The Shotokan philosophy of Karate, in which Mr. Earle holds a black belt, emphasises humility, respect, compassion, and patience, as well as promoting inward and outward calmness. Its practitioners thus cultivate both discernment for mediation and the resolve to fight persistently when necessary. That same philosophy states that the aim of Karate lies not in victory or defeat, but in the perfection of character. Madame Chancellor, in the arts of public service and governmental accountability, Gordon Earle has demonstrated perfection of personal character through dedication to community. For his leadership and example in a long career of firsts, I ask you to bestow on Gordon Sinclair Earle his first honorary degree: the Doctor of Civil Laws (honoris causa). Read Gordon Earle’s Convocation Address.
Domina Cancellaria, te orant obsecrantque professores doctissimi Universitatis nostrae ut Johannina Hathaway ad munus officiaque sociorum (honoris causa) venerabilis Collegii Regalis admittatur.
The ancient Greeks and Romans held the Titan goddess Mnemosyne in high esteem. As veterans of the Foundation Year Program know, both Homer and Virgil called upon the Mother of the Muses, Memory personified, to inspire and inform their immortal words. Though it is not widely recognized, universities still maintain highly frequented shrines to Mnemosyne. The one at King’s is particularly prominent and well-loved. For what is our Library but a palace of Memory, its shelves teeming with the minds of the collective past? Its books inspire and inform scholars at all stages. Not a few of them will repay the boon by adding their own volumes to its stacks. Its Archives too, lying literally at the foundations of our College, are a resource and responsibility that do far more than record done deeds. As accessible memory, they sustain its mission today and help us navigate the future.
In her 27 years of employment at King’s, Janet Hathaway assiduously curated and protected our Memory Palace. Through a series of appointments leading to that of Assistant Librarian for Archives, Janet made our records recoverable, matching hours of subterranean labour in cataloguing and organization with the production of multiple fonds and finding aids. She was instrumental in preparations for King’s 225th anniversary in 2014, creating a major exhibition of the University’s history for community and public edification. Those were laurels enough to rest upon, and indeed, Janet formally retired the next year, only to be drawn back to the archives to work part time in the realm that she knew and loved like no one else. At her return she also adopted the apt role of anamnesis, taking minutes for meetings of the Board of Governors with a degree of detail, accuracy and clarity that will make generations of her archivist successors thrill. The culmination of her expert service to King’s, however, began in 2018. In a moment of need for the College, Janet agreed to leave retirement and become Interim University Librarian and Archivist, a role she graciously filled for three years.
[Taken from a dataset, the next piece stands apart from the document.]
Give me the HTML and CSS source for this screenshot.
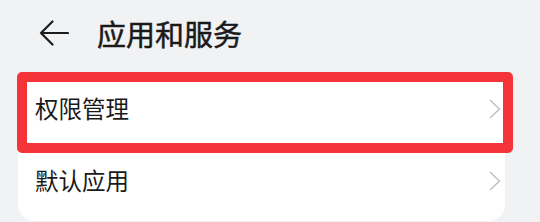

In addition to her degrees in Fine Arts, Library Studies, and Law, Janet Hathaway also holds a Bachelor of Journalism from King’s that predates her employment here. It is a telling detail of her collegiate history, since through her career she kept the needs and interests of Kings students clearly in view, whether by serving as subject specialist, Academic Integrity Officer, minute-taker for the Sexualized Violence Policy Committee, or by creating dozens of work opportunities for them while sharing her generous mentorship.
Madame Chancellor, for her lifelong contributions to King’s as an architect of memory in our building of books, I ask you to admit Janet Hathaway as a Fellow of the College (honoris causa).
Domina Cancellaria; praesento vobis Johannem K.F. Irving, ut admittatur ad gradum Doctoris in Jure Civili (honoris causa).
In 458 BCE, the Greek tragedian Aeschylus described a wonderful invention for telegraphing information between continents in less than a day. His most famous play opens with a weary watchman on a rooftop in the Peloponnesian city of Argos. The watchman eagerly anticipates daybreak, but instead catches sight of a beacon fire, last in a long coastal series from another city, across the Aegean Sea in present day Turkey. That city, Troy, had just succumbed to a Greek army after 11 years of siege. By ingenious human artifice, life-changing news was transmitted, and a dissipated community brought together again—for good and ill. Though the rest of the play could be read as a cautionary tale of miscommunication and misinterpretation, its narrative surely stands as one of the first to highlight both the power of technological information sharing and the heavy responsibility of those who channel and receive it: admirable early reading for all Foundation Year Program students, and not least its Journalism cohort.
As President of Ocean Capital Investments Limited, John Irving knows this responsibility and nurtures it. In addition to holdings in construction and building materials, Ocean Capital owns Acadia Broadcasting, a company that includes 15 FM radio stations in Ontario, his native New Brunswick, and in Nova Scotia. Acadia’s history stretches back to 1928, when the transmitters of radio station CFBO first towered over forests and must have seemed as uncanny as Aeschylus’ beacon fires. Acadia Broadcasting has specialized in providing a local community voice for news, entertainment, and event dissemination. Its newsrooms have hosted King’s journalism interns and provided careers for graduates, and the company funds a scholarship in its name for a BJ student interested in broadcasting. Mr. Irving has shown his personal appreciation and concern for King’s, and especially its Journalism programs, in other ways as well. It is a distinction King’s shares with his alma mater, Harvard University. Indeed, his concern for, and support of the interests of higher education, culture, and community are evident in a long list of voluntary contributions he has made while in leadership positions in the businesses of his well-known family. He is Honorary Colonel of the storied 3rd Artillery Regiment of St. John, known as the “Loyal Company,” and has been instrumental in restoring and refurbishing its material, built, and narrative history in the city. His honours include the Canadian military Meritorious Service Medal, the YMCA Red Triangle Award, the Queen’s Diamond Jubilee medal, and Harvard’s Hiram Hunn award.
Madam Chancellor, should King’s not crown this list with its own highest honour? For his contributions to community and education, and especially to local journalism and journalism education, I ask you, in the name of King’s College, to bestow upon John K.F. Irving the degree of Doctor of Civil Laws (honoris causa).